C'est le moment de cueillir et de ressentir comme adressée à nous personnellement, la parole que Jésus adresse à ses disciples : « Confiance ! C'est moi ; n'ayez pas peur ! ». La phrase par laquelle don Abbiondo, dans les « Fiancés », justifie ses propres craintes et méchancetés, est célèbre : « Qui n'a pas de courage ne peut se le donner ». C'est précisément cette conviction que nous devons abattre. Celui qui n'a pas de courage peut se le donner ! De quelle manière ? Avec la foi en Dieu, avec la prière, en s'appuyant sur les promesses du Christ.

Certains disent que ce courage fondé sur la foi en Dieu et sur la prière est un alibi, une fuite de nos propres possibilités et responsabilités. Une façon de décharger sur Dieu nos devoirs. C'est la thèse sous-entendue dans la célèbre œuvre théâtrale de B, Brecht, qui se déroule en Allemagne au temps de la guerre de Trente ans et qui a comme acteur une femme du peuple appelée, pour sa volonté et son esprit d'entreprise, « Mère courage ». Dans le cœur de la nuit, les troupes impériales, ayant tué les gardes, avancent vers la ville protestante de Halle pour la brûler. Près de la ville, une famille de paysans, dont Mère courage et sa fille muette Kattrin sont les hôtes, sait qu'elle ne peut que prier pour sauver la ville de la ruine. Mais Kattrin, plutôt que de se mettre à prier, se précipite sur le toit de la maison, et se met à battre désespérément du tambour, jusqu'à ce qu'elle voit s'allumer les premières lumières en ville et comprenne que les habitants se sont réveillés et sont debout. Elle est tuée par les soldats, mais la ville est sauvée.
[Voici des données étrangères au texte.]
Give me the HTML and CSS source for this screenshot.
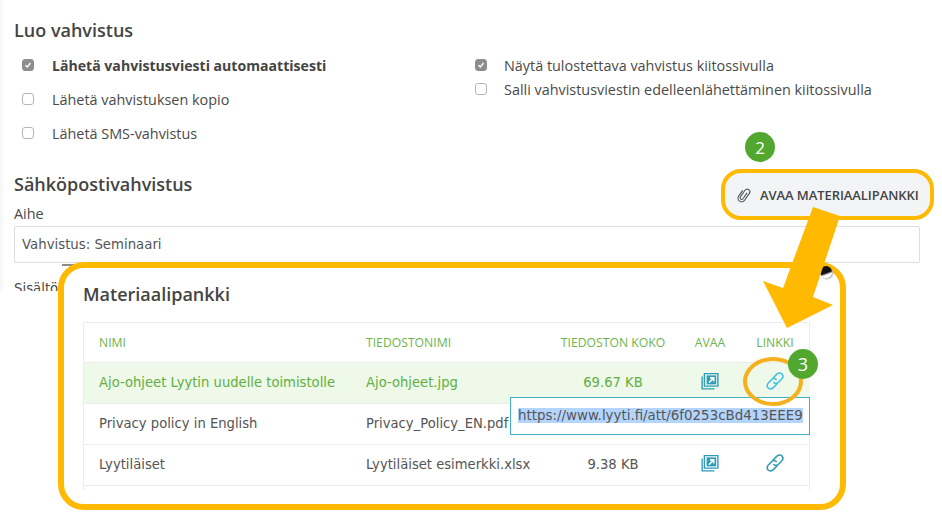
FILE: index.html
```html
<!DOCTYPE html>
<html lang="fi">
<head>
<meta charset="utf-8">
<title>Luo vahvistus</title>
<link rel="stylesheet" href="styles.css">
</head>
<body>
<main class="page">
  <section class="confirm">
    <h2 class="heading">Luo vahvistus</h2>
    <div class="options">
      <div class="col col-left">
        <label class="opt"><span class="box on"><svg viewBox="0 0 12 12"><path d="M3 6.200l2.200 2.200L9 3.600" fill="none" stroke="#fff" stroke-width="1.600"/></svg></span><strong>Lähetä vahvistusviesti automaattisesti</strong></label>
        <label class="opt"><span class="box"></span>Lähetä vahvistuksen kopio</label>
        <label class="opt"><span class="box"></span>Lähetä SMS-vahvistus</label>
      </div>
      <div class="col col-right">
        <label class="opt"><span class="box on"><svg viewBox="0 0 12 12"><path d="M3 6.200l2.200 2.200L9 3.600" fill="none" stroke="#fff" stroke-width="1.600"/></svg></span>Näytä tulostettava vahvistus kiitossivulla</label>
        <label class="opt"><span class="box"></span>Salli vahvistusviestin edelleenlähettäminen kiitossivulla</label>
      </div>
    </div>
  </section>
  <section class="email">
    <h2 class="heading">Sähköpostivahvistus</h2>
    <div class="label">Aihe</div>
    <div class="input">Vahvistus: Seminaari</div>
    <div class="label label-content">Sisältö</div>
  </section>
</main>
<span class="tick"></span>

<div class="bank-btn"><svg class="clip" viewBox="0 0 16 16"><path d="M9.300 4.500V11.600a1.600 1.600 0 0 1-3.200 0V3.600a2.700 2.700 0 0 1 5.400 0V12a3.600 3.600 0 0 1-7.200 0V5" fill="none" stroke="#555" stroke-width="1.100" transform="rotate(35 8 8)"/></svg>AVAA MATERIAALIPANKKI</div>
<span class="badge badge-2">2</span>

<div class="modal">
  <span class="close"></span>
  <h2 class="modal-title">Materiaalipankki</h2>
  <div class="table-wrap">
    <table class="files">
      <colgroup><col class="c1"><col class="c2"><col class="c3"><col class="c4"><col class="c5"></colgroup>
      <thead>
        <tr><th>Nimi</th><th>Tiedostonimi</th><th class="mid">Tiedoston koko</th><th class="mid">Avaa</th><th class="mid">Linkki</th></tr>
      </thead>
      <tbody>
        <tr class="active"><td>Ajo-ohjeet Lyytin uudelle toimistolle</td><td>Ajo-ohjeet.jpg</td><td class="mid">69.67 KB</td>
          <td class="mid"><svg class="ico" viewBox="0 0 16 16"><use href="#open"/></svg></td>
          <td class="mid"><svg class="ico lite" viewBox="3 3 12 12"><use href="#chain"/></svg></td></tr>
        <tr><td>Privacy policy in English</td><td>Privacy_Policy_EN.pdf</td><td class="mid"></td><td></td><td></td></tr>
        <tr><td>Lyytiläiset</td><td>Lyytiläiset esimerkki.xlsx</td><td class="mid">9.38 KB</td>
          <td class="mid"><svg class="ico" viewBox="0 0 16 16"><use href="#open"/></svg></td>
          <td class="mid"><svg class="ico" viewBox="3 3 12 12"><use href="#chain"/></svg></td></tr>
      </tbody>
    </table>
  </div>
  <div class="url"><span class="sel">https://www.lyyti.fi/att/6f0253cBd413EEE9</span></div>
</div>

<span class="ring"></span>
<span class="badge badge-3">3</span>
<svg class="arrow" viewBox="0 0 942 515"><polygon points="813,207 840,216 813,297 833,305 787,328 763,281 783,288" fill="#ffba00"/></svg>

<svg class="defs" width="0" height="0">
  <defs>
    <g id="open">
      <path d="M3 1.500h12v11H3z" fill="none" stroke="currentColor" stroke-width="1.200"/>
      <path d="M1 4v11h11" fill="none" stroke="currentColor" stroke-width="1.200"/>
      <path d="M5 3h8.500v8H5z" fill="currentColor"/>
      <path d="M7 9.500l4-4M8 5.200h3.300v3.300" fill="none" stroke="#fff" stroke-width="1.400"/>
    </g>
    <g id="chain" fill="none" stroke="currentColor" stroke-width="1.050" stroke-linecap="round">
      <path d="M7.600 7.200l2.500-2.600c1.100-1.100 2.600-1.200 3.500-.3s.8 2.400-.3 3.500l-1.800 1.900c-1 1-2.400 1.100-3.300.3"/>
      <path d="M10.400 10.800l-2.500 2.600c-1.100 1.100-2.600 1.200-3.500.3s-.8-2.400.3-3.500l1.800-1.900c1-1 2.400-1.100 3.300-.3"/>
    </g>
  </defs>
</svg>
</body>
</html>
```
FILE: styles.css
```css
* { box-sizing: border-box; }
html, body { margin: 0; height: 515px; overflow: hidden; background: #fff; }
body { position: relative; font-family: "Open Sans", "Noto Sans", sans-serif; color: #454545; }

.page { padding: 19px 22px 0 11px; border-left: 3px solid #f7f7f7; height: 291px; overflow: hidden; }
.heading { margin: 0; font-size: 18px; line-height: 22px; font-weight: 600; color: #444; }

.confirm { height: 154px; }
.options { display: flex; margin-top: 13px; padding-left: 8px; }
.col { display: flex; flex-direction: column; }
.col-left { width: 453px; row-gap: 12px; }
.col-right { row-gap: 2px; }
.opt { display: flex; align-items: center; height: 22px; font-size: 14.4px; color: #4a4a4a; white-space: nowrap; }
.opt strong { font-size: 14.100px; font-weight: 700; color: #444; }
.box { width: 12px; height: 12px; margin-right: 18px; border: 1px solid #b5b5b5; border-radius: 3px; background: #fff; flex: none; display: flex; }
.col-right .box { margin-right: 17px; }
.box.on { background: #8d8d92; border-color: #8d8d92; }
.box svg { width: 100%; height: 100%; }

.label { font-size: 14.4px; line-height: 20px; margin-top: 9px; color: #4a4a4a; }
.input { height: 37px; margin-top: 2px; border: 1px solid #dedede; border-radius: 2px; padding: 0 7px; display: flex; align-items: center; font: 13.300px "DejaVu Sans", sans-serif; color: #555; background: #fff; }
.label-content { margin-top: 16px; font-family: "DejaVu Sans", sans-serif; font-size: 13.300px; }
.tick { position: absolute; left: 62px; top: 264px; width: 12px; height: 2px; background: #8a8a8a; }

.bank-btn { position: absolute; left: 721px; top: 169px; width: 213px; height: 51px; border: 4px solid #ffba00; border-radius: 20px; background: #f3f4f6; display: flex; align-items: center; padding-left: 11px; font-size: 13px; font-weight: 600; color: #444; white-space: nowrap; letter-spacing: -.08px; }
.clip { width: 16px; height: 16px; margin-right: 8px; flex: none; }

.badge { position: absolute; display: flex; align-items: center; justify-content: center; border-radius: 50%; background: #52a82e; color: #fff; font-size: 17px; }
.badge-2 { left: 745px; top: 132px; width: 30px; height: 30px; }
.badge-3 { left: 788px; top: 349px; width: 30px; height: 30px; font-size: 18px; }

.modal { position: absolute; left: 58px; top: 262px; width: 788px; height: 248px; border: 6px solid #ffba00; border-radius: 26px; background: #fff; padding: 14px 19px 0; }
.close { position: absolute; right: 8px; top: -2px; width: 12px; height: 12px; border-radius: 50%; background: linear-gradient(160deg, #111 55%, #fff 70%); box-shadow: 1px 1px 2px #aaa; }
.modal-title { margin: 0; font-size: 18px; line-height: 25px; font-weight: 600; color: #444; }

.table-wrap { margin-top: 15px; width: 727px; height: 168px; border: 1px solid #ececec; border-width: 1px 1px 0; }
.files { width: 726px; border-collapse: collapse; table-layout: fixed; font: 13.170px "DejaVu Sans", sans-serif; color: #555; }
.c1 { width: 267px; } .c2 { width: 195px; } .c3 { width: 134px; } .c4 { width: 60px; } .c5 { width: 70px; }
.files th { height: 39px; padding: 0; text-align: left; font: 400 12.200px "Open Sans", sans-serif; text-transform: uppercase; color: #6db54a; border-bottom: 1px solid #ececec; }
.files td { height: 41px; padding: 0; border-bottom: 1px solid #ececec; white-space: nowrap; }
.files th:first-child, .files td:first-child { padding-left: 15px; }
.files th:nth-child(2), .files td:nth-child(2) { padding-left: 15px; }
.files .mid { text-align: center; }
.active td { background: #eef9ea; color: #62ae40; }
.ico { width: 18px; height: 18px; vertical-align: middle; margin-bottom: 3px; color: #2d9cb8; }
.ico.lite { color: #3cc0e6; }

.url { position: absolute; left: 446px; top: 129px; width: 300px; height: 38px; border: 1px solid #3fb0c6; background: #fff; padding: 8px 0 0 7px; font: 13.400px/20px "DejaVu Sans", sans-serif; color: #555; overflow: hidden; white-space: nowrap; }
.sel { background: #b3d4fc; }

.ring { position: absolute; left: 743px; top: 357px; width: 60px; height: 49px; border: 4px solid #f5b01e; border-radius: 50%; }
.arrow { position: absolute; left: 0; top: 0; width: 942px; height: 515px; pointer-events: none; }
.defs { position: absolute; }
```
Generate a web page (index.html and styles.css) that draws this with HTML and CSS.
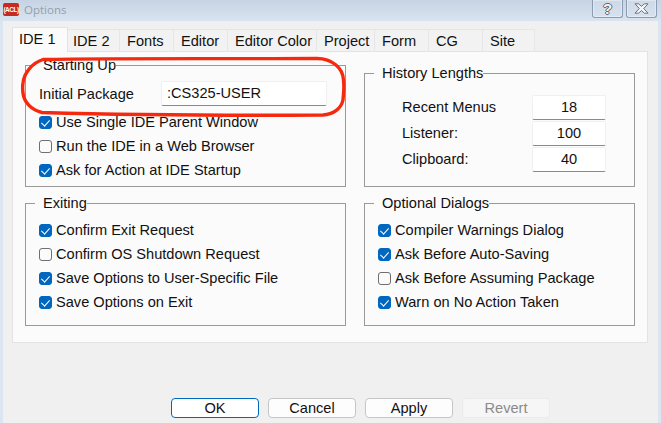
FILE: index.html
```html
<!DOCTYPE html>
<html lang="en">
<head>
<meta charset="utf-8">
<title>Options</title>
<link rel="stylesheet" href="styles.css">
</head>
<body>
<div class="window">
  <header class="titlebar">
    <span class="logo">(ACL)</span>
    <span class="title">Options</span>
    <div class="controls">
      <span class="ctl ctl-help">?</span>
      <span class="ctl ctl-close">
        <svg width="17" height="11" viewBox="0 0 17 11"><path d="M2 .8h3.600L8.500 3.400 11.400.8H15L10.700 5.500 15 10.200h-3.600L8.500 7.600 5.600 10.200H2L6.300 5.500Z" fill="#f4f6f8" stroke="#5d6673" stroke-width=".9"/></svg>
      </span>
    </div>
  </header>
  <main class="client">
    <nav class="tabs">
      <span class="tab tab-active w56">IDE 1</span>
      <span class="tab tab-next w52">IDE 2</span>
      <span class="tab w54">Fonts</span>
      <span class="tab w54">Editor</span>
      <span class="tab w89">Editor Color</span>
      <span class="tab w58">Project</span>
      <span class="tab w54">Form</span>
      <span class="tab w54">CG</span>
      <span class="tab w52">Site</span>
    </nav>
    <section class="panel">
      <div class="col col-left">
        <fieldset class="group group-startup">
          <legend>Starting Up</legend>
          <div class="package-row">
            <label class="field-label">Initial Package</label>
            <div class="input input-package">:CS325-USER</div>
          </div>
          <div class="check-row"><span class="box on"></span>Use Single IDE Parent Window</div>
          <div class="check-row"><span class="box"></span>Run the IDE in a Web Browser</div>
          <div class="check-row"><span class="box on"></span>Ask for Action at IDE Startup</div>
        </fieldset>
        <fieldset class="group group-lower">
          <legend>Exiting</legend>
          <div class="check-row"><span class="box on"></span>Confirm Exit Request</div>
          <div class="check-row"><span class="box"></span>Confirm OS Shutdown Request</div>
          <div class="check-row"><span class="box on"></span>Save Options to User-Specific File</div>
          <div class="check-row"><span class="box on"></span>Save Options on Exit</div>
        </fieldset>
      </div>
      <div class="col col-right">
        <fieldset class="group group-history">
          <legend>History Lengths</legend>
          <div class="hist-row"><span>Recent Menus</span><div class="input input-num">18</div></div>
          <div class="hist-row"><span>Listener:</span><div class="input input-num">100</div></div>
          <div class="hist-row"><span>Clipboard:</span><div class="input input-num">40</div></div>
        </fieldset>
        <fieldset class="group group-lower">
          <legend>Optional Dialogs</legend>
          <div class="check-row"><span class="box on"></span>Compiler Warnings Dialog</div>
          <div class="check-row"><span class="box on"></span>Ask Before Auto-Saving</div>
          <div class="check-row"><span class="box"></span>Ask Before Assuming Package</div>
          <div class="check-row"><span class="box on"></span>Warn on No Action Taken</div>
        </fieldset>
      </div>
    </section>
    <footer class="buttons">
      <span class="btn btn-default">OK</span>
      <span class="btn">Cancel</span>
      <span class="btn">Apply</span>
      <span class="btn btn-disabled">Revert</span>
    </footer>
  </main>
  <svg class="scribble" width="340" height="70" viewBox="0 0 340 70">
    <path d="M23 4.500C110 3 220 4 297 3.500C312 3.500 323 13 323.500 25C324.500 33 323.500 38 323 45C321 54 313 59.500 303 60C220 60.500 110 60 22 57.500C11 55 4 47 3 38C2.500 34 2.500 31 3 28C4 18 12 8 23 4.500Z" fill="none" stroke="#f5290f" stroke-width="3.400" stroke-linejoin="round"/>
  </svg>
</div>
</body>
</html>
```
FILE: styles.css
```css
* { box-sizing: border-box; }
html, body { margin: 0; padding: 0; }
body {
  width: 661px;
  height: 423px;
  overflow: hidden;
  font-family: "Liberation Sans", Arial, sans-serif;
  font-size: 14.600px;
  color: #111;
}
.window {
  position: relative;
  width: 661px;
  height: 423px;
  padding: 0 3px;
  display: flex;
  flex-direction: column;
  background: #dbe6f2;
}
.titlebar {
  height: 21px;
  margin: 0 -3px;
  padding-left: 3px;
  display: flex;
  align-items: center;
  flex: none;
  background: linear-gradient(#c6d3e3, #d9e4f0);
}
.logo {
  width: 16px;
  height: 13px;
  margin-top: -3px;
  background: #c62a20;
  border-radius: 2px;
  color: #fff;
  font: bold 6.500px/13px "Liberation Sans", sans-serif;
  letter-spacing: -.5px;
  text-align: center;
  white-space: nowrap;
}
.title {
  margin-left: 5px;
  margin-top: -2px;
  font: 11.500px "Open Sans", sans-serif;
  color: #94a0ac;
}
.controls {
  margin-left: auto;
  margin-right: 4px;
  align-self: flex-start;
  display: flex;
  gap: 3px;
}
.ctl {
  width: 31px;
  height: 18px;
  display: flex;
  align-items: center;
  justify-content: center;
  border: 1px solid #8b9bb2;
  border-top: 0;
  border-radius: 0 0 3px 3px;
  background: linear-gradient(#cdd9e8, #d8e2ee);
  box-shadow: inset 0 0 0 1px rgba(255,255,255,.35);
}
.ctl-help {
  font: bold 15px "Liberation Sans", sans-serif;
  color: #f4f6f8;
  text-shadow: -1px 0 #5d6673, 1px 0 #5d6673, 0 -1px #5d6673, 0 1px #5d6673;
}
.client {
  flex: 1;
  background: #f0f0f0;
  padding: 6px 0 0 9px;
  display: flex;
  flex-direction: column;
}
.tabs {
  display: flex;
  height: 24px;
  align-items: flex-end;
  position: relative;
  z-index: 1;
}
.tab {
  height: 22px;
  display: flex;
  align-items: center;
  padding-left: 7px;
  background: #f2f2f2;
  border: 1px solid #e6e6e6;
  border-left: 0;
  border-bottom: 0;
}
.tab-active {
  height: 25px;
  margin-bottom: -1px;
  background: #fbfbfb;
  border-left: 1px solid #e3e3e3;
  border-color: #e3e3e3;
  padding-left: 6px;
  padding-bottom: 3px;
}
.tab-next { padding-left: 5px; }
.w52 { width: 52px; }
.w54 { width: 54px; }
.w56 { width: 56px; }
.w58 { width: 58px; }
.w89 { width: 89px; }
.panel {
  width: 636px;
  height: 292px;
  flex: none;
  display: flex;
  gap: 18px;
  padding: 0 12px;
  background: #fbfbfb;
  border: 1px solid #e3e3e3;
}
.col {
  display: flex;
  flex-direction: column;
  gap: 8px;
}
.col-left { width: 321px; padding-top: 5px; }
.col-right { width: 271px; padding-top: 13px; }
.group {
  flex: none;
  margin: 0;
  min-width: 0;
  padding: 0 0 0 13px;
  border: 1px solid #999;
}
.group legend {
  margin-left: -4px;
  padding: 0 0 0 8px;
  line-height: 16px;
}
.group-startup { height: 130px; }
.group-history { height: 122px; padding-top: 13px; }
.group-lower { height: 131px; padding-top: 7px; }
.package-row {
  display: flex;
  align-items: center;
  height: 25px;
  margin-top: 8px;
  margin-bottom: 4px;
}
.field-label { width: 122px; }
.input {
  background: #fff;
  border: 1px solid #f0f0f0;
  border-bottom: 1px solid #8a8a8a;
  border-radius: 2px;
}
.input-package {
  width: 166px;
  height: 25px;
  padding: 0 5px;
  line-height: 22px;
}
.check-row {
  height: 24px;
  display: flex;
  align-items: center;
  white-space: nowrap;
}
.box {
  flex: none;
  position: relative;
  width: 13px;
  height: 13px;
  margin-right: 4px;
  background: #fbfbfb;
  border: 1px solid #6f6f6f;
  border-radius: 3px;
}
.box.on {
  background: #0067c0;
  border-color: #0067c0;
}
.box.on::after {
  content: "";
  position: absolute;
  left: 3px;
  top: 1.500px;
  width: 4px;
  height: 7px;
  border-right: 1px solid #fff;
  border-bottom: 1px solid #fff;
  transform: rotate(42deg);
}
.hist-row {
  display: flex;
  align-items: center;
  height: 26px;
  margin-left: 24px;
}
.hist-row span { width: 130px; }
.input-num {
  width: 74px;
  height: 25px;
  text-align: center;
  line-height: 22px;
}
.buttons {
  display: flex;
  gap: 9px;
  margin-top: 55px;
  padding-left: 159px;
}
.btn {
  width: 88px;
  height: 20px;
  display: flex;
  align-items: center;
  justify-content: center;
  background: #fdfdfd;
  border: 1px solid #c6c6c6;
  border-radius: 4px;
}
.btn-default {
  background: #fff;
  border-color: #0067c0;
}
.btn-disabled {
  background: #f6f6f6;
  border-color: #ebebeb;
  color: #8a8a8a;
}
.scribble {
  position: absolute;
  left: 20px;
  top: 55px;
  pointer-events: none;
  filter: blur(.3px);
}
```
La critique sous-entendue (qui est la critique classique du marxisme) touche l'attitude de celui qui prétendrait demeurer les mains dans les poches, en attendant que Dieu fasse tout lui-même, mais cela n'est pas la vraie foi ni la vraie prière qui sont tout autre que résignation passive. Jésus laissa les apôtres lutter contre le vent toute la nuit et faire appel à toutes leurs ressources avant d'intervenir personnellement.